4 – O paradigma é Jesus Cristo, que veio, não para ser servido, mas para servir e dar a vida pela redenção de todos. Ele gasta-Se, esgota-Se, entrega-Se, por inteiro, sem reservas nem condições. Veio para que tenhamos vida e vida em abundância. Não guarda nada para Si, dá-nos tudo, dá-Se totalmente.

Na Sua morte, Ele assume o sofrimento, o limite e a finitude do ser humano. Na Sua ressurreição, Ele coloca a nossa natureza humana à direita do Pai, de onde nos atrai, enviando-nos o Seu Espírito de Amor. Como refere a segunda leitura, Ele é o “Sumo sacerdote que penetrou os Céus. Na verdade, nós não temos um sumo sacerdote incapaz de se compadecer das nossas fraquezas. Pelo contrário, Ele mesmo foi provado em tudo, à nossa semelhança, exceto no pecado. Vamos, portanto, cheios de confiança ao trono da graça, a fim de alcançarmos misericórdia e obtermos a graça de um auxílio oportuno”.

Vivamos confiantes e agradecidos, Ele continua a dar-se-nos nos Sacramentos. Jesus não é uma personagem do passado, uma figura histórica para estudar e recordar, Ele está vivo no meio de nós, na Igreja que é o Seu corpo, sob ação do Espírito Santo.

5 – Nem todos os dias são iguais, mas em todos os dias temos o auxílio do Senhor, podemos contar com o Seu amor e a Sua ação em nós e no mundo, não para fazer a minha ou a tua vontade, mas para concretizar a Sua santa vontade.

Nas dúvidas e hesitações, nos momentos de dor e treva, rezemos com mais veemência: “Deus eterno e omnipotente, dai-nos a graça de consagrarmos sempre ao vosso serviço a dedicação da nossa vontade e a sinceridade do nosso coração”.
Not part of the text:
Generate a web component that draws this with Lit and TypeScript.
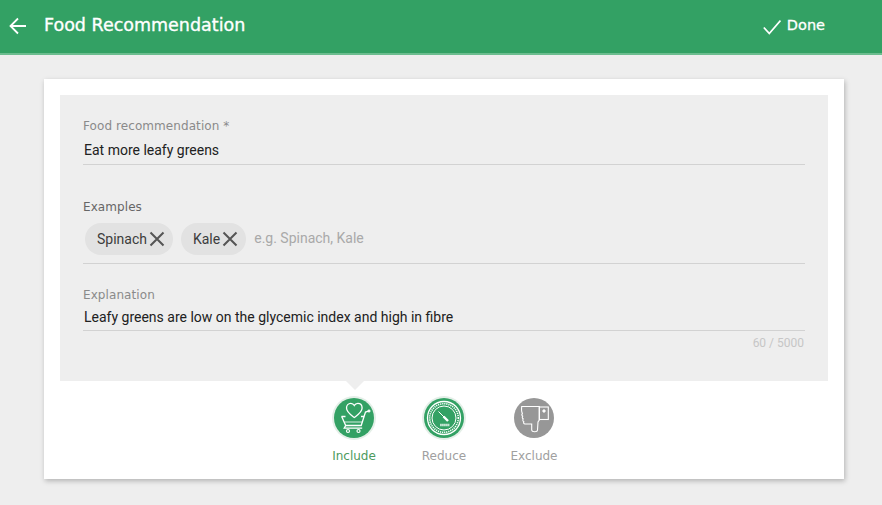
import { LitElement, html, css, svg } from "lit";
import { customElement } from "lit/decorators.js";

const heart = svg`<path d="M20.300 19.500c-3.500-2.500-7.800-5.200-7.800-9.400 0-2.900 2-4.800 4.300-4.800 1.600 0 2.800.9 3.500 2.200.7-1.300 1.900-2.200 3.500-2.200 2.400 0 4.300 1.900 4.300 4.800 0 4.200-4.300 6.900-7.800 9.400z" stroke-width="1.300"/>
<path d="M7.500 18.500h4M27 18.500h3" stroke-width="1.300"/><path d="M7.700 18.500l4 9h15.500L31.500 14l3-.8" stroke-width="1.300"/><path d="M10.500 24h17.500" stroke-width=".8"/><path d="M11.700 27.500l-1.500 2.700h18" stroke-width="1.300"/><circle cx="14" cy="33" r="1.500" stroke-width="1.200"/><circle cx="24.500" cy="33" r="1.500" stroke-width="1.200"/><circle cx="35" cy="13" r="1.100" fill="#fff"/>`;

const gauge = svg`<circle cx="20" cy="20" r="16.500" stroke-width="1.300"/><circle cx="20" cy="20" r="14.300" stroke-width="1.600" stroke-dasharray="1.200 .9"/><circle cx="20" cy="20" r="12" stroke-width="1"/><path d="M14.500 13.500l6 6" stroke-width="1"/><path d="M19.500 18.500l4.500 4.500" stroke-width="2.400"/><path d="M16.300 27h9" stroke-width="2.600" stroke-dasharray="1.300 .7"/>`;

const thumb = svg`<path d="M7.700 8.500h17.600v13.500l-1.300 2-.5 8c-.2 2.300-5.500 2.300-5.800 0v-6H11c-1.300 0-1.700-1.300-1.200-2.300-1-.5-1.300-1.800-.6-2.700-1-.6-1.200-1.900-.5-2.800-1-.8-1-2-.3-2.900-.9-1.400-1-4-.7-6.800z" stroke-width="1.100"/><rect x="25.300" y="9" width="9" height="12.500" stroke-width="1.100"/><circle cx="30" cy="13" r="1.200" fill="#fff"/>`;

@customElement("app-root")
export class AppRoot extends LitElement {
  static styles = css`
    :host { display: block; width: 882px; height: 505px; background: #eeeeee; overflow: hidden; font-family: Roboto, sans-serif; }
    .bar { height: 53px; background: #33a164; border-bottom: 2px solid #6cbd8f; display: flex; align-items: center; color: #fff; font-family: "DejaVu Sans", sans-serif; font-weight: 400; }
    .back { margin-left: 9px; width: 18px; height: 18px; margin-bottom: 2px; }
    .title { margin-left: 17px; font-size: 17.500px; flex: 1; white-space: nowrap; margin-bottom: 3px; -webkit-text-stroke: .35px #fff; }
    .check { width: 18px; height: 16px; margin-right: 6px; }
    .done { font-size: 14.500px; margin-right: 57px; margin-bottom: 3px; -webkit-text-stroke: .3px #fff; }
    .card { margin: 24px 38px 0 44px; height: 400px; background: #fff; box-shadow: 1px 2px 5px rgba(0,0,0,.25); padding: 16px 16px 0; box-sizing: border-box; }
    .panel { height: 286px; background: #eeeeee; padding: 0 23px; box-sizing: border-box; display: flex; flex-direction: column; }
    label { display: block; font-family: "DejaVu Sans", sans-serif; font-size: 12px; letter-spacing: .08px; color: #8a8a8a; line-height: 14px; white-space: nowrap; }
    label.dark { color: #666; }
    .value { font-size: 14px; color: #212121; line-height: 18px; padding-left: 1px; }
    .rule { border-bottom: 1px solid #d2d2d2; }
    .f1 { margin-top: 24px; }
    .f1 .value { margin-top: 8px; padding-bottom: 5px; }
    .f2 { margin-top: 35px; }
    .chips { display: flex; align-items: center; gap: 8px; margin-top: 9px; padding: 0 2px 8px; }
    .chip { height: 32px; border-radius: 16px; background: #e2e2e2; display: flex; align-items: center; padding: 0 8px 0 12px; font-size: 14px; color: #3c3c3c; }
    .chip svg { width: 16px; height: 16px; margin-left: 2px; }
    .hint { font-size: 14px; color: #a9a9a9; margin-bottom: 2px; }
    .f3 { margin-top: 24px; }
    .f3 .value { margin-top: 6px; padding-bottom: 4px; }
    .count { font-size: 12px; color: #c6c6c6; text-align: right; margin-top: 5px; padding-right: 1px; }
    .opts { display: flex; justify-content: center; gap: 41px; margin-top: 17px; position: relative; }
    .notch { position: absolute; left: 286px; top: -17px; width: 0; height: 0; border: 9px solid transparent; border-top-color: #eee; border-bottom: 0; }
    .opt { display: flex; flex-direction: column; align-items: center; width: 49px; font-family: "DejaVu Sans", sans-serif; font-size: 12px; color: #a0a0a0; white-space: nowrap; }
    .opt.on { color: #4c9a5e; }
    .ic { width: 40px; height: 40px; border-radius: 50%; background: #33a164; box-shadow: 0 0 0 2px #e4efe8; margin-bottom: 11px; }
    .ic.grey { background: #979797; box-shadow: none; }
    .ic svg { width: 40px; height: 40px; display: block; fill: none; stroke: #fff; stroke-width: 1; }
  `;

  private x() {
    return html`<svg viewBox="0 0 16 16" fill="none" stroke="#555" stroke-width="2"><path d="M1.500 1.500l13 13M14.500 1.500l-13 13"/></svg>`;
  }

  render() {
    return html`
      <div class="bar">
        <svg class="back" viewBox="0 0 18 18" fill="none" stroke="#fff" stroke-width="1.800"><path d="M17 9H2M9 1.500L1.500 9 9 16.500"/></svg>
        <div class="title">Food Recommendation</div>
        <svg class="check" viewBox="0 0 18 16" fill="none" stroke="#fff" stroke-width="1.800"><path d="M.8 8.500l5.500 6L17.500 1.500"/></svg>
        <div class="done">Done</div>
      </div>
      <div class="card">
        <div class="panel">
          <div class="f1 rule">
            <label>Food recommendation *</label>
            <div class="value">Eat more leafy greens</div>
          </div>
          <div class="f2 rule">
            <label class="dark">Examples</label>
            <div class="chips">
              <div class="chip">Spinach${this.x()}</div>
              <div class="chip">Kale${this.x()}</div>
              <div class="hint">e.g. Spinach, Kale</div>
            </div>
          </div>
          <div class="f3">
            <div class="rule">
              <label>Explanation</label>
              <div class="value">Leafy greens are low on the glycemic index and high in fibre</div>
            </div>
            <div class="count">60 / 5000</div>
          </div>
        </div>
        <div class="opts">
          <div class="notch"></div>
          <div class="opt on"><div class="ic"><svg viewBox="0 0 40 40">${heart}</svg></div>Include</div>
          <div class="opt"><div class="ic"><svg viewBox="0 0 40 40">${gauge}</svg></div>Reduce</div>
          <div class="opt"><div class="ic grey"><svg viewBox="0 0 40 40">${thumb}</svg></div>Exclude</div>
        </div>
      </div>
    `;
  }
}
A oração sintoniza-nos com o coração de Deus, dilatando o nosso, para desejarmos o que Ele deseja, para sonharmos e vivermos segundo os desígnios da Sua misericórdia e benevolência. A Palavra de Deus, em palavras humanas, mas inspiradas pelo Seu espírito e acolhidas em comunidade, ajudam-nos a discernir a Sua vontade. Com efeito, “a palavra do Senhor é reta, da fidelidade nascem as suas obras. Ele ama a justiça e a retidão: a terra está cheia da bondade do Senhor. / Os olhos do Senhor estão voltados para os que O temem, para os que esperam na sua bondade, para libertar da morte as suas almas e os alimentar no tempo da fome. / A nossa alma espera o Senhor: Ele é o nosso amparo e protetor. Venha sobre nós a vossa bondade, porque em Vós esperamos, Senhor”.

O salmista transmite-nos confiança em Deus, mas igualmente nos ajuda a rezar a bondade de Deus, a efetivar na nossa vida e no mundo que habitamos e do qual somos cuidadores.

Pe. Manuel Gonçalves


Leituras para a Eucaristia (ano B): Is 53, 10-11; Sl 32 (33); Hebr 4, 14-16; Mc 10, 35-45.